Fast-forward--last night I went to a farewell party at The Happy Corp--the place was packed, it felt like a club. The beautiful old brick building where The Happy Corp currently resides is being torn down in order to put up yet another glistening, sterile condo, and that means more slow walkers on Prince Street, more khaki-panted jerks with bad manners who just make you want to leave SoHo. At the party, the Happy Corp's bosses -- Doug and Matt-- both showed me their new phones-- they looked a lot like the usual handheld cel phone, but a little bit larger. There was a little track-ball in the center of the keypad which Doug was caressing with his thumb. "The new iPhone," Doug tells me, and I nod in instant comprehension. I suddenly realized what that line at the Apple store was all about--oh yes, of course. I heard something about this... you're allowed to buy two of them on opening day-- Doug and Matt each had friends picking theirs up for them.
I had a strange sense of seeing a foreign object, realizing I couldn't fully grasp it's significance to my future-self, but knowing one day in the future it would be significant. One day, the iPhone will return to me. One day I would be holding one of my own, never knowing how I ever got along without it before.
Over at the table sits Dean Haspiel, chilling with Heidi MacDonald and JahFurry. Dean and I start talking about Jack Kirby (not the first time). We talk about comics, the glory of them, making them, inventing them, loving them. We talk about science fiction in comics, about Jack Kirby and his particular type of science fiction. "In comics, there's no budget," I hear myself saying, "just your paper and your brush and your imagination."
"Look at all that stuff Kirby came up with, " he says. "Kirby just INVENTED on paper, he didn't bother to build any of it. He already thought of it. It was enough to just think of it -- he was just blueprinting the future..."

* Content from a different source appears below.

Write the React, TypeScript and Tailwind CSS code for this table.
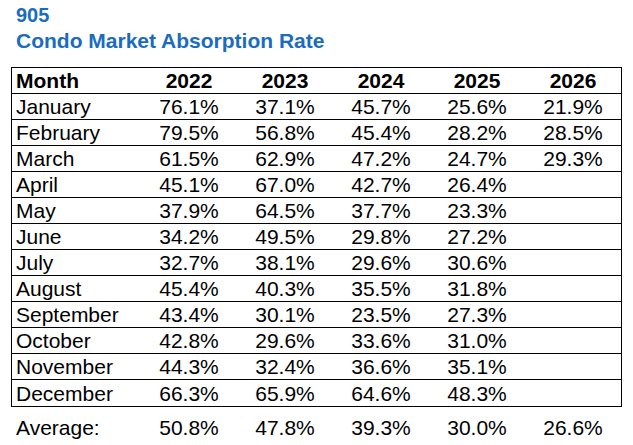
const years = ["2022", "2023", "2024", "2025", "2026"];

const rows: [string, string[]][] = [
  ["January", ["76.1%", "37.1%", "45.7%", "25.6%", "21.9%"]],
  ["February", ["79.5%", "56.8%", "45.4%", "28.2%", "28.5%"]],
  ["March", ["61.5%", "62.9%", "47.2%", "24.7%", "29.3%"]],
  ["April", ["45.1%", "67.0%", "42.7%", "26.4%", ""]],
  ["May", ["37.9%", "64.5%", "37.7%", "23.3%", ""]],
  ["June", ["34.2%", "49.5%", "29.8%", "27.2%", ""]],
  ["July", ["32.7%", "38.1%", "29.6%", "30.6%", ""]],
  ["August", ["45.4%", "40.3%", "35.5%", "31.8%", ""]],
  ["September", ["43.4%", "30.1%", "23.5%", "27.3%", ""]],
  ["October", ["42.8%", "29.6%", "33.6%", "31.0%", ""]],
  ["November", ["44.3%", "32.4%", "36.6%", "35.1%", ""]],
  ["December", ["66.3%", "65.9%", "64.6%", "48.3%", ""]],
];

const average = ["50.8%", "47.8%", "39.3%", "30.0%", "26.6%"];

const gridCols = "grid grid-cols-[129px_repeat(5,96px)] items-center";

export default function App() {
  return (
    <div className="w-[633px] h-[445px] bg-white text-black font-['Liberation_Sans',Arial,sans-serif] overflow-hidden">
      {/* title */}
      <div className="pl-[16px] pt-[3px] font-bold text-[#1a6cc0]">
        <div className="text-[20px] leading-[25px]">905</div>
        <div className="text-[21px] leading-[25px]">Condo Market Absorption Rate</div>
      </div>

      {/* table */}
      <div className="ml-[11px] mt-[14px] w-[611px] border border-black text-[21px]">
        <div className={`${gridCols} h-[26px] border-b border-black font-bold`}>
          <div className="pl-[4px] leading-[25px]">Month</div>
          {years.map((y) => (
            <div key={y} className="text-center leading-[25px]">
              {y}
            </div>
          ))}
        </div>
        {rows.map(([month, vals], i) => (
          <div
            key={month}
            className={`${gridCols} h-[26px] ${i < rows.length - 1 ? "border-b border-black" : ""}`}
          >
            <div className="pl-[4px] leading-[25px]">{month}</div>
            {vals.map((v, j) => (
              <div key={j} className="text-center leading-[25px]">
                {v}
              </div>
            ))}
          </div>
        ))}
      </div>

      {/* average row */}
      <div className="ml-[11px] mt-[8px] w-[611px] border-x border-transparent text-[21px]">
        <div className={`${gridCols} h-[26px]`}>
          <div className="pl-[4px] leading-[26px]">Average:</div>
          {average.map((v, j) => (
            <div key={j} className="text-center leading-[26px]">
              {v}
            </div>
          ))}
        </div>
      </div>
    </div>
  );
}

"Sometimes I feel like all science is doing now is reverse-engeneering Jack Kirby," I say.
And we sit there in silence a bit. The thought of Jack Kirby's imagination tends to make cartoonists' conversations taper off into quiet introspection. The place was full of people but the noise of Jack Kirby in my head drowned it all out--exploding, psychedelic Kirby visions, weird twisting pipes on Orion's cycle, the chrome curves and jet-exhaust vents on the underbelly of the Fantasticar, Darkseid's Omega Beams, with all their strange, Cubist trajectories, Seriphan and his collapsing Super Cycle, the silent corridors of the Red Ghost's lunar hideaway, High Father's staff, Machine Man's extending arms and dismantleable magenta body parts, his bug-like red eyes, his impassive stare-- the images paraded along an infinite mobius strip of their own, like the marching red ants in the MC Escher print.
"All the iPhone is is a retarded Mother Box," I declare. Dean nods, knowing.